Your tires are an undamped spring, your handlebar is an undamped spring. Your dropper post fully raised flexing forward and backward while pedaling is an undamped spring.
For the flex in a flexstay design to be undamped would mean that the force required to move vertically the wheel a significant amount of travelis higher than the stiction force of the seal of the air spring. Otherwise it's just one part of a series of spring from your tires, rim, spoke, wheel axle, rear triangle, linkage and shock. And since the shock is at the end of this and is damped than the full series of spring is damped.
Also carbon fiber don't really lose energy as heat when it flex so most of the energy accumulated by the rear triangle flexing is transferred back further to the shock which damp it all.
But as other have mentioned, a flexstay design will require a higher force at the wheel axle for the system to move vertically instead of a 4bar setup they typically replace since a bearing require much less force to rotate than a seatstay/chainstay to flex.

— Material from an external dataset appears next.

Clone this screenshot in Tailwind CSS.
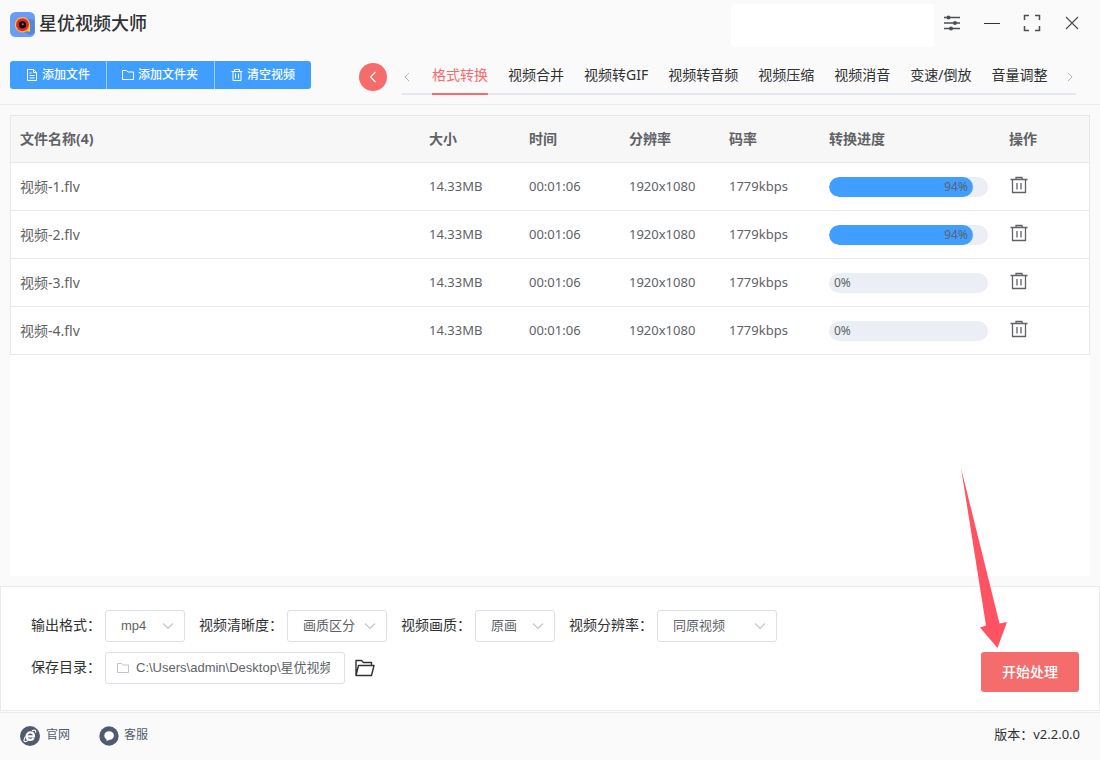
<!DOCTYPE html>
<html lang="zh-CN">
<head>
<meta charset="utf-8">
<title>星优视频大师</title>
<script src="https://cdn.jsdelivr.net/npm/@tailwindcss/browser@4"></script>
</head>
<body class="relative flex min-h-screen flex-col bg-[#fafafa] font-['Noto_Sans','Noto_Sans_CJK_SC',sans-serif] text-sm text-[#303133]">
<svg class="hidden">
  <symbol id="trash" viewBox="0 0 18 18"><path d="M0.500 3.500H17.500M6 3V1.500H12V3M2.500 4V16.500H15.500V4M7 7V13.500M11 7V13.500" fill="none" stroke="currentColor" stroke-width="1.300"/></symbol>
  <symbol id="folder" viewBox="0 0 12 12"><path d="M0.500 1.500H4.500L6 3H11.500V10.500H0.500Z" fill="none" stroke="currentColor"/></symbol>
  <symbol id="chevron" viewBox="0 0 12 12"><path d="M1 3.500L6 8.500L11 3.500" fill="none" stroke="currentColor" stroke-width="1.100"/></symbol>
</svg>

<header class="border-b border-[#ebebeb]">
  <div class="flex h-[47px] items-start pr-2 pl-[10px]">
    <svg class="mt-3 size-[25px]" viewBox="0 0 25 25">
      <rect width="25" height="25" rx="5.500" fill="#699bfa"/>
      <path d="M14 5.500L24.500 8V21L20 23L14 20Z" fill="#5485dc"/>
      <path d="M12.500 5A7.700 7.700 0 1 0 17 19L20 20V12A7.500 7.500 0 0 0 12.500 5Z" fill="#ffc32b"/>
      <circle cx="12.500" cy="12.700" r="6.500" fill="#ed2429"/>
      <circle cx="12.500" cy="12.700" r="3.700" fill="#101014"/>
      <circle cx="12.800" cy="12.300" r="1" fill="#6e7f90"/>
    </svg>
    <h1 class="mt-[10px] ml-1 text-lg leading-[26px] font-medium">星优视频大师</h1>
    <div class="mt-1 ml-auto h-[43px] w-[203px] rounded bg-white"></div>
    <div class="-ml-[2px] mt-[3px] flex text-[#4d4f53]">
      <button class="grid h-10 w-10 place-items-center" aria-label="设置"><svg class="size-4" viewBox="0 0 16 16"><path d="M0 2.500H16M0 8H16M0 13.500H16" stroke="currentColor" stroke-width="1.400"/><circle cx="4.500" cy="2.500" r="2" fill="currentColor"/><circle cx="11" cy="8" r="2" fill="currentColor"/><circle cx="7" cy="13.500" r="2" fill="currentColor"/></svg></button>
      <button class="grid h-10 w-10 place-items-center text-[#303133]" aria-label="最小化"><svg class="size-4" viewBox="0 0 16 16"><path d="M0 8.500H16" stroke="currentColor"/></svg></button>
      <button class="grid h-10 w-10 place-items-center" aria-label="最大化"><svg class="size-[18px]" viewBox="0 0 18 18"><path d="M1.500 6V1.500H6M12 1.500H16.500V6M16.500 12V16.500H12M6 16.500H1.500V12" fill="none" stroke="currentColor" stroke-width="1.500"/></svg></button>
      <button class="grid h-10 w-10 place-items-center" aria-label="关闭"><svg class="size-4" viewBox="0 0 16 16"><path d="M2 2L14 14M14 2L2 14" stroke="currentColor" stroke-width="1.200"/></svg></button>
    </div>
  </div>
  <div class="flex h-[57px] items-start pt-[14px] pr-6 pl-[10px]">
    <div class="flex h-7 shrink-0 divide-x divide-[#a0cfff] overflow-hidden rounded-[3px] bg-[#409eff] text-xs font-medium text-white">
      <button class="flex items-center gap-1 px-4"><svg class="size-3" viewBox="0 0 12 12"><path d="M1.500 0.500H7.500L10.500 3.500V11.500H1.500ZM7.500 0.500V3.500H10.500M3.500 4H5.500M3.500 6.500H8.500M3.500 9H8.500" fill="none" stroke="currentColor"/></svg>添加文件</button>
      <button class="flex items-center gap-1 pr-4 pl-[15px]"><svg class="size-3"><use href="#folder"/></svg>添加文件夹</button>
      <button class="flex items-center gap-1 px-4"><svg class="size-3" viewBox="0 0 12 12"><path d="M0.500 2.500H11.500M3.500 2.500V0.500H8.500V2.500M2 2.500V11.500H10V2.500M4.500 4.500V9.500M7.500 4.500V9.500" fill="none" stroke="currentColor"/></svg>清空视频</button>
    </div>
    <button class="mt-[2px] ml-12 grid size-7 shrink-0 place-items-center rounded-full bg-[#f56c6c] text-white" aria-label="返回"><svg class="size-3 rotate-90"><use href="#chevron"/></svg></button>
    <nav class="ml-[15px] flex h-[34px] flex-1 border-b-2 border-[#e4e7ed] leading-7 whitespace-nowrap">
      <button class="mr-5 flex h-8 w-[10px] items-center justify-center text-[#a8abb2]" aria-label="向左"><svg class="size-[10px] shrink-0 rotate-90"><use href="#chevron"/></svg></button>
      <div class="flex h-[34px] gap-5">
        <a href="#" class="border-b-2 border-[#f56c6c] text-[#f56c6c]">格式转换</a>
        <a href="#">视频合并</a>
        <a href="#">视频转GIF</a>
        <a href="#">视频转音频</a>
        <a href="#">视频压缩</a>
        <a href="#">视频消音</a>
        <a href="#">变速/倒放</a>
        <a href="#">音量调整</a>
      </div>
      <button class="ml-auto flex h-8 w-3 items-center justify-center text-[#a8abb2]" aria-label="向右"><svg class="size-[10px] shrink-0 -rotate-90"><use href="#chevron"/></svg></button>
    </nav>
  </div>
</header>

<main class="flex flex-1 flex-col p-[10px]">
  <div class="flex-1 bg-white">
    <div class="border-x border-t border-[#e8e8e8]">
      <table class="w-full table-fixed border-separate border-spacing-0 text-left text-[#606266] [&_td]:h-12 [&_td]:border-b [&_td]:border-[#e8e8e8] [&_td]:px-[10px] [&_th]:h-[47px] [&_th]:border-b [&_th]:border-[#e8e8e8] [&_th]:bg-[#f7f7f7] [&_th]:px-[10px] [&_tr>:first-child]:pl-[9px] [&_td:nth-child(6)]:pr-[11px]">
        <colgroup><col><col class="w-[100px]"><col class="w-[100px]"><col class="w-[100px]"><col class="w-[100px]"><col class="w-[180px]"><col class="w-[90px]"></colgroup>
        <thead class="text-sm font-bold"><tr><th>文件名称(4)</th><th>大小</th><th>时间</th><th>分辨率</th><th>码率</th><th>转换进度</th><th>操作</th></tr></thead>
        <tbody class="text-[13px]">
          <tr><td class="text-sm">视频-1.flv</td><td>14.33MB</td><td>00:01:06</td><td>1920x1080</td><td>1779kbps</td>
            <td><div role="progressbar" aria-label="视频-1.flv" aria-valuenow="94" class="h-5 overflow-hidden rounded-full bg-[#ebeef5] text-xs leading-5"><div class="rounded-full bg-[#409eff] px-[5px] text-right" style="width:90.5%">94%</div></div></td>
            <td><button class="block pb-1 pl-px" aria-label="删除"><svg class="size-[18px]"><use href="#trash"/></svg></button></td></tr>
          <tr><td class="text-sm">视频-2.flv</td><td>14.33MB</td><td>00:01:06</td><td>1920x1080</td><td>1779kbps</td>
            <td><div role="progressbar" aria-label="视频-2.flv" aria-valuenow="94" class="h-5 overflow-hidden rounded-full bg-[#ebeef5] text-xs leading-5"><div class="rounded-full bg-[#409eff] px-[5px] text-right" style="width:90.5%">94%</div></div></td>
            <td><button class="block pb-1 pl-px" aria-label="删除"><svg class="size-[18px]"><use href="#trash"/></svg></button></td></tr>
          <tr><td class="text-sm">视频-3.flv</td><td>14.33MB</td><td>00:01:06</td><td>1920x1080</td><td>1779kbps</td>
            <td><div role="progressbar" aria-label="视频-3.flv" aria-valuenow="0" class="h-5 rounded-full bg-[#ebeef5] px-[5px] text-xs leading-5">0%</div></td>
            <td><button class="block pb-1 pl-px" aria-label="删除"><svg class="size-[18px]"><use href="#trash"/></svg></button></td></tr>
          <tr><td class="text-sm">视频-4.flv</td><td>14.33MB</td><td>00:01:06</td><td>1920x1080</td><td>1779kbps</td>
            <td><div role="progressbar" aria-label="视频-4.flv" aria-valuenow="0" class="h-5 rounded-full bg-[#ebeef5] px-[5px] text-xs leading-5">0%</div></td>
            <td><button class="block pb-1 pl-px" aria-label="删除"><svg class="size-[18px]"><use href="#trash"/></svg></button></td></tr>
        </tbody>
      </table>
    </div>
  </div>
</main>

<section class="mb-px flex items-end justify-between border border-[#ebebeb] bg-white pt-[23px] pr-5 pb-[18px] pl-[30px]">
  <div class="pb-2">
    <div class="flex gap-[14px]">
      <div class="flex items-center gap-1"><label for="fmt" class="pb-[2px]">输出格式：</label>
        <div class="relative"><select id="fmt" class="block h-8 w-20 appearance-none rounded-[3px] border border-[#dcdfe6] bg-white px-[15px] font-['Liberation_Sans','Noto_Sans_CJK_SC',sans-serif] text-[13px] text-[#606266]"><option>mp4</option></select><svg class="pointer-events-none absolute top-[10px] right-[11px] size-3 text-[#c0c4cc]"><use href="#chevron"/></svg></div></div>
      <div class="flex items-center gap-1"><label for="clarity" class="pb-[2px]">视频清晰度：</label>
        <div class="relative"><select id="clarity" class="block h-8 w-[100px] appearance-none rounded-[3px] border border-[#dcdfe6] bg-white px-[15px] font-['Liberation_Sans','Noto_Sans_CJK_SC',sans-serif] text-[13px] text-[#606266]"><option>画质区分</option></select><svg class="pointer-events-none absolute top-[10px] right-[11px] size-3 text-[#c0c4cc]"><use href="#chevron"/></svg></div></div>
      <div class="flex items-center gap-1"><label for="quality" class="pb-[2px]">视频画质：</label>
        <div class="relative"><select id="quality" class="block h-8 w-20 appearance-none rounded-[3px] border border-[#dcdfe6] bg-white px-[15px] font-['Liberation_Sans','Noto_Sans_CJK_SC',sans-serif] text-[13px] text-[#606266]"><option>原画</option></select><svg class="pointer-events-none absolute top-[10px] right-[11px] size-3 text-[#c0c4cc]"><use href="#chevron"/></svg></div></div>
      <div class="flex items-center gap-1"><label for="res" class="pb-[2px]">视频分辨率：</label>
        <div class="relative"><select id="res" class="block h-8 w-[120px] appearance-none rounded-[3px] border border-[#dcdfe6] bg-white px-[15px] font-['Liberation_Sans','Noto_Sans_CJK_SC',sans-serif] text-[13px] text-[#606266]"><option>同原视频</option></select><svg class="pointer-events-none absolute top-[10px] right-[11px] size-3 text-[#c0c4cc]"><use href="#chevron"/></svg></div></div>
    </div>
    <div class="mt-[10px] flex items-center">
      <label for="dir" class="mr-1 pb-[2px]">保存目录：</label>
      <div class="flex h-8 w-60 items-center gap-[7px] rounded-[3px] border border-[#dcdfe6] pr-[14px] pl-[11px]">
        <svg class="size-3 shrink-0 text-[#c0c4cc]"><use href="#folder"/></svg>
        <input id="dir" type="text" value="C:\Users\admin\Desktop\星优视频大师" class="h-[30px] min-w-0 flex-1 bg-transparent pb-1 font-['Liberation_Sans','Noto_Sans_CJK_SC',sans-serif] text-[13px] text-[#606266] outline-none">
      </div>
      <button class="ml-[10px]" aria-label="打开目录"><svg class="h-[18px] w-5" viewBox="0 0 20 18"><path d="M1 16.500V1.500H6.500L8.500 3.500H16.500V6.500M1 16.500L3.500 6.500H19L16.500 16.500Z" fill="none" stroke="#303133" stroke-width="1.400" stroke-linejoin="round"/></svg></button>
    </div>
  </div>
  <div class="relative">
    <svg class="pointer-events-none absolute right-[72px] bottom-[44px] h-[180px] w-[46px]" viewBox="0 0 46 180"><path d="M0 0L25 157.500L19 159.500L36.500 180L46 154L38.500 155.500Z" fill="#ff5363"/></svg>
    <button class="h-10 w-[98px] rounded-[3px] bg-[#f56c6c] font-medium text-white">开始处理</button>
  </div>
</section>

<footer class="flex h-12 items-center border-t border-[#ebebeb] px-5 pb-px text-xs text-[#515a6e]">
  <a href="#" class="flex items-center gap-[6px]"><svg class="size-5" viewBox="0 0 20 20"><circle cx="10" cy="10" r="10" fill="#515a6e"/><path d="M6.800 10.300H14C14.200 8 12.800 6.300 10.500 6.300C8.200 6.300 6.500 8 6.500 10.300C6.500 12.600 8 13.900 10.200 13.900C11.800 13.900 13 13.300 13.700 12.200" fill="none" stroke="#fff" stroke-width="2.200"/><path d="M12 5C14.500 3.500 16.500 4 15.500 6.700M5.500 10.500C3.500 13.500 3.500 16 5.500 15.700C6.500 15.500 7.300 15 8 14.300" fill="none" stroke="#fff" stroke-width="1.200"/></svg><span class="pb-[2px]">官网</span></a>
  <a href="#" class="ml-[29px] flex items-center gap-[5px]"><svg class="size-5" viewBox="0 0 20 20"><circle cx="10" cy="10" r="9.700" fill="#515a6e"/><path d="M10.200 5.200C13 5.200 14.900 7 14.900 9.500C14.900 12 13 13.700 10.700 13.700L7.500 15V13.200C6 12.500 5.300 11.200 5.300 9.500C5.300 7 7.300 5.200 10.200 5.200Z" fill="#fff"/></svg><span class="pb-[2px]">客服</span></a>
  <span class="ml-auto pb-[2px] text-[13px] text-[#303133]">版本：v2.2.0.0</span>
</footer>
</body>
</html>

So your suspension damping tune must account for those higher forces.
It’s funny how many of us have zero evidence. It’s all theory/conjecture/conventional thinking. I love coming up with ideas!
If it is a bar with two pivot points and all the loads going into the two pivots (so faux bar seatstay), yes. If you have three pivots (faux bar chainstay, Horst link seatstay, etc.) or have a brake mounted to it, no. You went from a bar to a truss which is also loaded by side loads and torque (moment) loads and the dimensioning and calculation of it becomes completely different.
No. Time and and time again it has been explained to you that the flex does not mean additional axle travel.
Add a pivot. It will be EXACTLY the same.
Some of us have years of education and experience from the field...
FWIW carbon fibre damps a lot more than metals. And a handlebar can also be somewhat damped 😉
Aaaand I'm out. I think we ran the course of the debate and are spinning in circles.